We need to insist on diplomatic solutions to the war and say no to military solutions. We must make sure that the training of a Congolese women's police force actually happens, hold U.S. corporations accountable for their dealings in the DRC, end impunity by arresting and charging sexual terrorists and making them accountable for their acts, find support for a new Congolese Army, and support local women's groups on the ground.
The $17 million promised by Secretary Clinton is a fine appetizer, a beginning. I would suggest increasing that with $100 million, the equivalent of one months spending for MONUC, the UN Peacekeeping force in the DRC which has failed so miserably to protect women and girls. Give the $100 million dollars directly to grassroots women on the ground. The women of Congo carry up to 200 pounds on their back a day, not to mention the whole country. With this kind of support, I bet they would figure out how to end the war in a few months.

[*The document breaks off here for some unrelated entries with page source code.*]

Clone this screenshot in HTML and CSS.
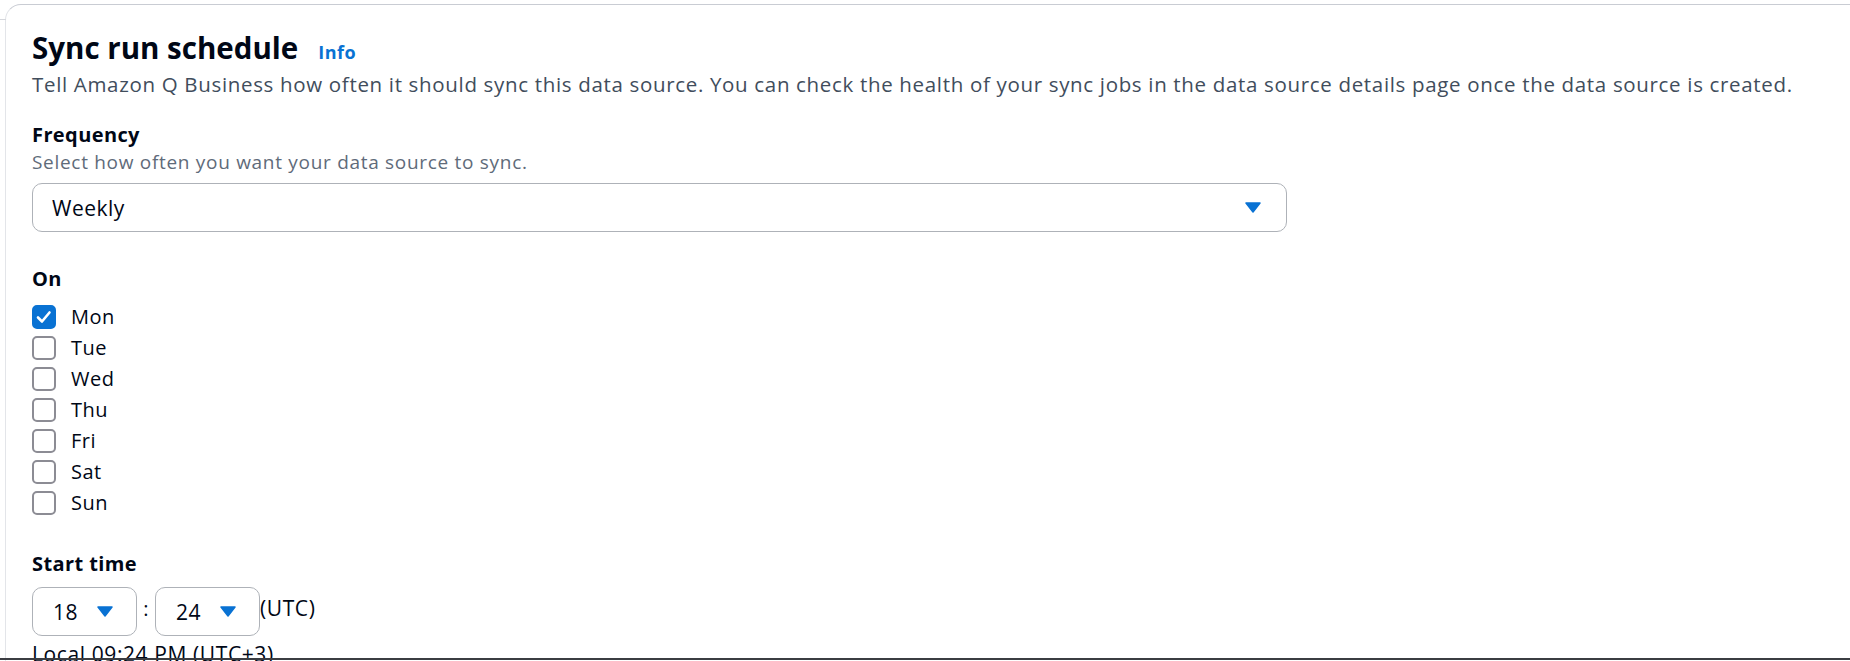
FILE: index.html
```html
<!DOCTYPE html>
<html lang="en">
<head>
<meta charset="utf-8">
<title>Sync run schedule</title>
<link rel="stylesheet" href="styles.css">
</head>
<body>
<div class="edge-tick"></div>
<main class="card">
  <header class="head">
    <h2 class="title">Sync run schedule</h2>
    <a class="info" href="#">Info</a>
  </header>
  <p class="desc">Tell Amazon Q Business how often it should sync this data source. You can check the health of your sync jobs in the data source details page once the data source is created.</p>

  <section class="field freq">
    <div class="label">Frequency</div>
    <div class="hint">Select how often you want your data source to sync.</div>
    <div class="select wide">
      <span class="value">Weekly</span>
      <svg class="caret" viewBox="0 0 16 11" width="16" height="11"><path d="M1 1 H15 L8 10 Z" fill="#0972d3" stroke="#0972d3" stroke-width="1.5" stroke-linejoin="round"/></svg>
    </div>
  </section>

  <section class="field on">
    <div class="label">On</div>
    <ul class="days">
      <li class="day"><span class="box checked"><svg viewBox="0 0 24 24" width="24" height="24"><polyline points="6,12.5 10,16.5 17.5,7.5" fill="none" stroke="#fff" stroke-width="2.6" stroke-linecap="round" stroke-linejoin="round"/></svg></span><span class="day-name">Mon</span></li>
      <li class="day"><span class="box"></span><span class="day-name">Tue</span></li>
      <li class="day"><span class="box"></span><span class="day-name">Wed</span></li>
      <li class="day"><span class="box"></span><span class="day-name">Thu</span></li>
      <li class="day"><span class="box"></span><span class="day-name">Fri</span></li>
      <li class="day"><span class="box"></span><span class="day-name">Sat</span></li>
      <li class="day"><span class="box"></span><span class="day-name">Sun</span></li>
    </ul>
  </section>

  <section class="field start">
    <div class="label">Start time</div>
    <div class="time-row">
      <div class="select small">
        <span class="value">18</span>
        <svg class="caret" viewBox="0 0 16 11" width="16" height="11"><path d="M1 1 H15 L8 10 Z" fill="#0972d3" stroke="#0972d3" stroke-width="1.5" stroke-linejoin="round"/></svg>
      </div>
      <span class="colon">:</span>
      <div class="select small">
        <span class="value">24</span>
        <svg class="caret" viewBox="0 0 16 11" width="16" height="11"><path d="M1 1 H15 L8 10 Z" fill="#0972d3" stroke="#0972d3" stroke-width="1.5" stroke-linejoin="round"/></svg>
      </div>
      <span class="tz">(UTC)</span>
    </div>
    <div class="local">Local 09:24 PM (UTC+3)</div>
  </section>
</main>
<div class="bottom-line"></div>
</body>
</html>
```

FILE: styles.css
```css
* { box-sizing: border-box; }

html, body {
  margin: 0;
  padding: 0;
  height: 661px;
  overflow: hidden;
  background: #ffffff;
}

body {
  font-family: "Open Sans", "Noto Sans", Arial, sans-serif;
  color: #000716;
  padding: 4px 0 0 5px;
}

.edge-tick {
  position: absolute;
  top: 19px;
  left: 0;
  width: 6px;
  height: 1px;
  background: #d5d7dc;
}

.card {
  border-top: 1px solid #c9ccd3;
  border-left: 1px solid #e3e5e9;
  border-top-left-radius: 16px;
  padding: 25px 0 0 26px;
  height: 657px;
}

.head {
  display: flex;
  align-items: baseline;
  gap: 20px;
  height: 36px;
}

.title {
  margin: 0;
  font-size: 29.5px;
  line-height: 36px;
  font-weight: 700;
  color: #000716;
}

.info {
  font-size: 18px;
  letter-spacing: 0.5px;
  font-weight: 700;
  color: #0972d3;
  text-decoration: none;
}

.desc {
  margin: 4px 0 0;
  font-size: 20.5px;
  letter-spacing: 0.67px;
  line-height: 28px;
  color: #414d5c;
  white-space: nowrap;
}

.field { margin: 0; }

.label {
  font-size: 20px;
  letter-spacing: 0.4px;
  line-height: 26px;
  font-weight: 700;
  color: #000716;
}

.freq { margin-top: 24px; }

.hint {
  margin-top: 1px;
  font-size: 19px;
  letter-spacing: 0.7px;
  line-height: 26px;
  color: #5f6b7a;
}

.select {
  display: flex;
  align-items: center;
  justify-content: space-between;
  height: 49px;
  border: 1px solid #aeb2b8;
  border-radius: 10px;
  background: #fff;
  font-size: 21px;
  letter-spacing: 0.5px;
  color: #000716;
}

.select.wide {
  width: 1255px;
  margin-top: 8px;
  padding: 0 19px 0 19px;
}

.select.wide .caret { margin-right: 6px; }

.on { margin-top: 34px; }

.days {
  list-style: none;
  margin: 9px 0 0;
  padding: 0;
}

.day {
  display: flex;
  align-items: center;
  height: 31px;
  font-size: 20px;
  letter-spacing: 0.5px;
  color: #000716;
}

.box {
  width: 24px;
  height: 24px;
  border: 2px solid #8c8c94;
  border-radius: 5px;
  margin-right: 15px;
  flex: none;
  display: flex;
  align-items: center;
  justify-content: center;
}

.box.checked {
  background: #0972d3;
  border-color: #0972d3;
}

.box.checked svg { flex: none; }

.start { margin-top: 33px; }

.time-row {
  display: flex;
  align-items: center;
  margin-top: 10px;
}

.select.small {
  width: 105px;
  padding: 0 23px 0 20px;
}

.colon {
  width: 18px;
  text-align: center;
  font-size: 20px;
  line-height: 1;
  margin-top: -6px;
}

.tz {
  font-size: 21px;
  letter-spacing: 0.6px;
  margin-top: -8px;
}

.local {
  margin-top: 5px;
  font-size: 21px;
  letter-spacing: 0.6px;
  line-height: 26px;
  color: #000716;
}

.bottom-line {
  position: fixed;
  left: 0;
  right: 0;
  bottom: 1px;
  height: 2px;
  background: #3b3d42;
}
```
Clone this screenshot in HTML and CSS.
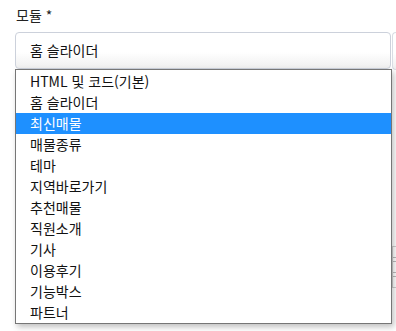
FILE: index.html
```html
<!doctype html>
<html lang="ko">
<head>
    <meta charset="UTF-8">
    <title>모듈 선택</title>
    <link rel="stylesheet" href="styles.css">
</head>
<body>
    <div class="form--row">
        <div class="form--field">
            <label class="form--label">모듈 *</label>
            <div class="select--box">홈 슬라이더</div>
        </div>
        <div class="form--side">
            <div class="side--box"></div>
            <div class="side--editor">
                <div class="editor--bar"></div>
                <div class="editor--bar"></div>
            </div>
        </div>
    </div>

    <ul class="select--list">
        <li class="option">HTML 및 코드(기본)</li>
        <li class="option">홈 슬라이더</li>
        <li class="option selected">최신매물</li>
        <li class="option">매물종류</li>
        <li class="option">테마</li>
        <li class="option">지역바로가기</li>
        <li class="option">추천매물</li>
        <li class="option">직원소개</li>
        <li class="option">기사</li>
        <li class="option">이용후기</li>
        <li class="option">기능박스</li>
        <li class="option">파트너</li>
    </ul>
</body>
</html>
```

FILE: styles.css
```css
body {
    margin: 0;
    background: #ffffff;
    font-family: "Noto Sans CJK KR", "Noto Sans", sans-serif;
    font-size: 14px;
    color: #222222;
}

.form--row {
    display: flex;
    gap: 1px;
    padding-left: 15px;
}

.form--field {
    width: 376px;
    flex: none;
}

.form--label {
    display: block;
    height: 20px;
    line-height: 20px;
    padding: 5px 0 7px 1px;
    color: #222222;
}

.select--box {
    height: 35px;
    line-height: 35px;
    padding-left: 14px;
    border: 1px solid #ccd1db;
    border-radius: 4px;
    color: #111111;
    background: linear-gradient(#ffffff 55%, #efefef);
}

.form--side {
    flex: 1;
    padding-top: 32px;
}

.side--box {
    height: 36px;
    border: 1px solid #d9dde4;
    border-right: none;
    border-radius: 4px 0 0 4px;
    background: linear-gradient(#ffffff 55%, #efefef);
}

.side--editor {
    margin-top: 176px;
    height: 40px;
    border: 1px solid #cfcfcf;
    border-right: none;
}

.editor--bar {
    height: 3px;
    margin-top: 10px;
    border-top: 1px solid #bbbbbb;
    border-bottom: 1px solid #bbbbbb;
}

.select--list {
    position: absolute;
    top: 69px;
    left: 15px;
    width: 375px;
    margin: 0;
    padding: 1px 0 0;
    list-style: none;
    background: #ffffff;
    border: 1px solid #767676;
    box-shadow: 2px 3px 6px rgba(0, 0, 0, 0.25);
}

.option {
    height: 21px;
    line-height: 21px;
    padding-left: 14px;
    color: #111111;
}

.option.selected {
    background: #1e90ff;
    color: #ffffff;
}
```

To cap this past week off, construction has begun on City of Joy! I am so proud to say that Congolese women are equally employed on the building crew. (See pictures)
My dear sisters and brothers, V-Day has entered our second wave! We have gotten the door open. Now we need to get our whole body through so it never closes again. We need to go further, to raise the funds needed for this work, to spread the word, to feel the success so it fuels us towards our goal of ending the violence so women can be free and safe.